The physical book is quite nice. It is a roughly 11×14 horizontal slab with a printed cover and 2 piece cardboard slipcase. The book opens with two essays, the first by Wonkyung Byun and the second by Thomas Wagner. These are followed by 71 illustrations, 12 of them in color. The printing is very good, as is to be expected from Hatje Cantz. Most of the spreads have two opposing panoramic images, though there are roughly a dozen spreads with either full bleed double truck panoramas or multiple vertical panoramas on a page. Each image is captioned with an archive number and a year. Had I been the editor, I would have cut the color images: only a couple of them have the power and beauty of the black and white photographs. They feel out of place.

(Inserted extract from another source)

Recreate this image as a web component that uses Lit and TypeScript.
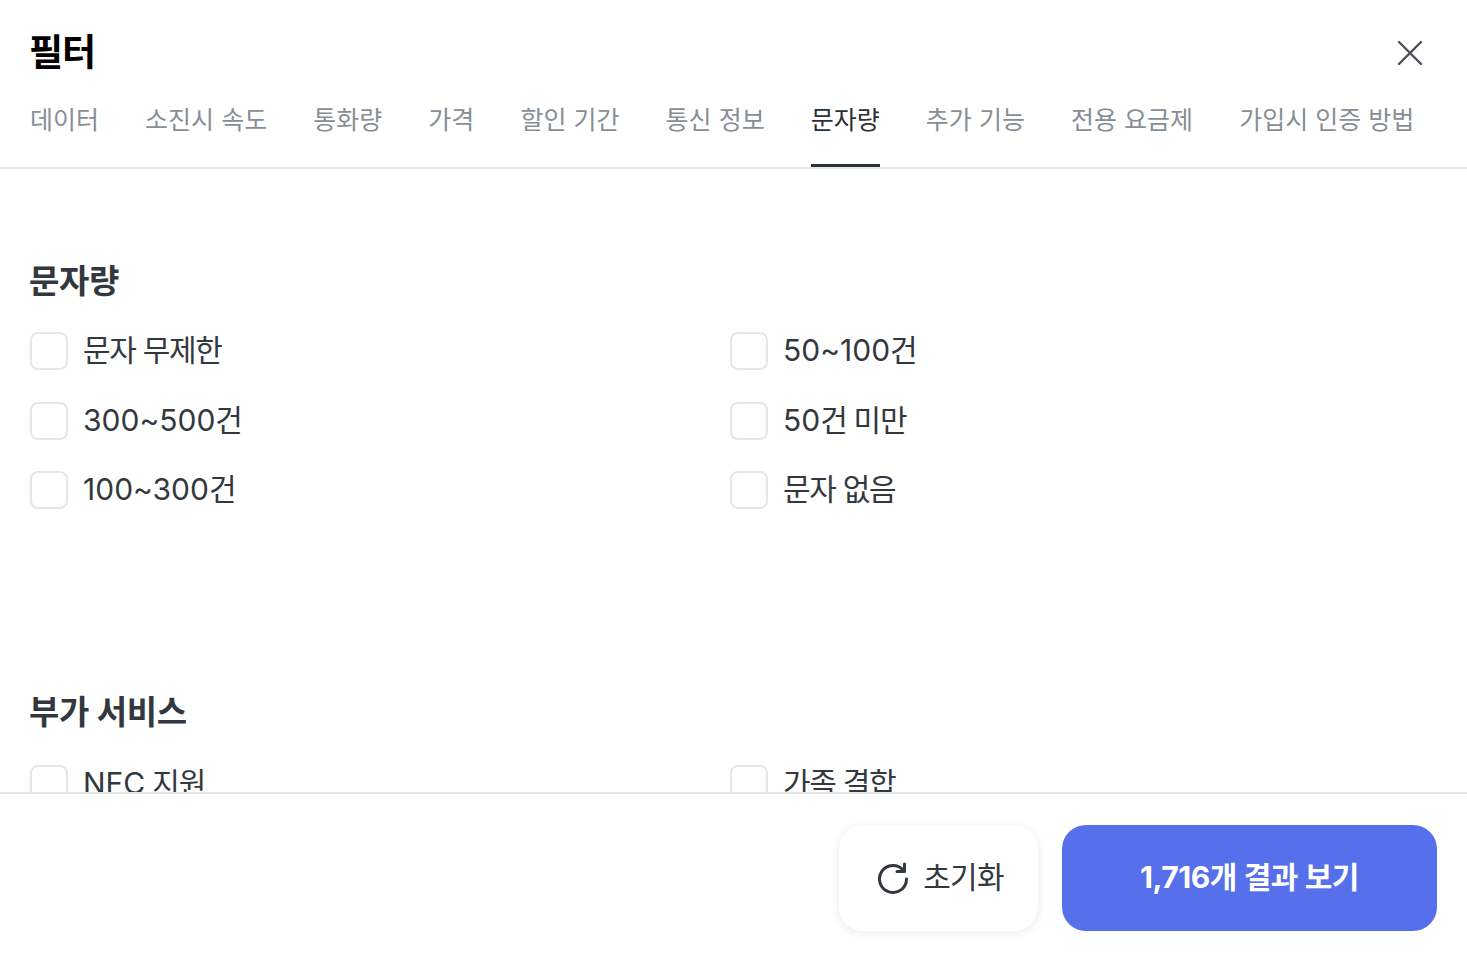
import { LitElement, html, css } from 'lit';
import { customElement } from 'lit/decorators.js';

const TABS = ['데이터', '소진시 속도', '통화량', '가격', '할인 기간', '통신 정보', '문자량', '추가 기능', '전용 요금제', '가입시 인증 방법'];
const ACTIVE_TAB = '문자량';

const SECTIONS = [
  { title: '문자량', options: ['문자 무제한', '50~100건', '300~500건', '50건 미만', '100~300건', '문자 없음'] },
  { title: '부가 서비스', options: ['NFC 지원', '가족 결합'] },
];

// hangul words run a bit narrower than the fallback font, digits don't
function label(text: string) {
  return text.split(/([가-힣]+ [가-힣]+| [가-힣]+)/).map((part) =>
    /[가-힣]+ |^ /.test(part) ? html`<span class="ko">${part}</span>` : part
  );
}

@customElement('app-root')
export class AppRoot extends LitElement {
  static styles = css`
    :host {
      display: flex;
      flex-direction: column;
      height: 960px;
      overflow: hidden;
      background: #fff;
      font-family: Inter, "Noto Sans CJK KR", sans-serif;
      color: #33383e;
    }
    .header {
      display: flex;
      align-items: center;
      justify-content: space-between;
      height: 100px;
      padding: 5px 44px 0 29px;
      box-sizing: border-box;
    }
    .title {
      font-size: 37px;
      line-height: 44px;
      font-weight: 700;
      color: #000;
      letter-spacing: -1px;
    }
    .close {
      display: block;
      width: 26px;
      height: 26px;
    }
    .tabs {
      display: flex;
      gap: 46.1px;
      height: 69px;
      padding: 0 30px;
      box-sizing: border-box;
      border-bottom: 2px solid #e4e7ea;
    }
    .tab {
      height: 67px;
      box-sizing: border-box;
      padding-top: 4px;
      font-size: 25px;
      line-height: 32px;
      white-space: nowrap;
      color: #878e96;
    }
    .tab.active {
      color: #2b3036;
      border-bottom: 3px solid #2b3036;
    }
    .body {
      flex: 1;
      min-height: 0;
      overflow: hidden;
      padding: 92px 30px 0;
    }
    .section + .section {
      margin-top: 183px;
    }
    .section-title {
      font-size: 33px;
      line-height: 40px;
      font-weight: 700;
      color: #33383e;
      letter-spacing: -0.3px;
      margin: 0 0 31px -1px;
    }
    .section + .section .section-title {
      margin-bottom: 33px;
    }
    .options {
      display: grid;
      grid-template-columns: 700px 1fr;
      row-gap: 31.5px;
    }
    .option {
      display: flex;
      align-items: center;
      gap: 15px;
      height: 38px;
      font-size: 30px;
      line-height: 38px;
      white-space: nowrap;
    }
    .option .text {
      margin-bottom: 2px;
    }
    .ko {
      letter-spacing: -1.3px;
    }
    .check {
      width: 38px;
      height: 38px;
      box-sizing: border-box;
      border: 2px solid #e4e7ea;
      border-radius: 8px;
      flex: none;
    }
    .footer {
      display: flex;
      justify-content: flex-end;
      gap: 24px;
      height: 168px;
      padding: 31px 30px 0 0;
      box-sizing: border-box;
      border-top: 2px solid #e4e7ea;
    }
    .btn {
      height: 106px;
      border: 0;
      border-radius: 24px;
      font-family: inherit;
      font-size: 30px;
      display: flex;
      align-items: center;
      justify-content: center;
      padding: 0 0 6px;
    }
    .reset {
      width: 199px;
      gap: 13px;
      padding: 0 0 0 3px;
      background: #fff;
      color: #33383e;
      box-shadow: 0 2px 8px rgba(40, 50, 60, 0.1);
    }
    .reset span {
      margin-bottom: 6px;
      letter-spacing: -0.7px;
    }
    .reset svg {
      width: 34px;
      height: 34px;
    }
    .apply {
      width: 375px;
      background: #5570ea;
      color: #fff;
      font-weight: 700;
      letter-spacing: -0.45px;
    }
  `;

  render() {
    return html`
      <div class="header">
        <div class="title">필터</div>
        <svg class="close" viewBox="0 0 26 26" fill="none" stroke="#4a5056" stroke-width="2.4" stroke-linecap="round">
          <path d="M2 2 L24 24 M24 2 L2 24" />
        </svg>
      </div>
      <div class="tabs">
        ${TABS.map((t) => html`<div class="tab ${t === ACTIVE_TAB ? 'active' : ''}">${t}</div>`)}
      </div>
      <div class="body">
        ${SECTIONS.map((s) => html`
          <div class="section">
            <div class="section-title">${s.title}</div>
            <div class="options">
              ${s.options.map((o) => html`
                <label class="option"><span class="check"></span><span class="text">${label(o)}</span></label>
              `)}
            </div>
          </div>
        `)}
      </div>
      <div class="footer">
        <button class="btn reset">
          <svg viewBox="0 0 34 34" fill="none" stroke="#33383e" stroke-width="3" stroke-linecap="round" stroke-linejoin="round">
            <path d="M27.5 9.5 A13.5 13.5 0 1 0 30.5 18" />
            <path d="M28.5 3 V10.5 H21" />
          </svg>
          <span>초기화</span>
        </button>
        <button class="btn apply">1,716개 결과 보기</button>
      </div>
    `;
  }
}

Likewise, I do not feel that the captions add to the book; they, too, feel out of place. (There must be a reason for this captioning though, as Bae uses it in another book of his that I have.) These two design miscues make the book feel like an exhibition catalog, which is what it is: published in conjunction with exhibits by Phillips de Pury & Company, London and BOZAR Center for Fine Arts, Brussels. I would have preferred that if it were to be a catalog, it not have been treated as a sales catalog.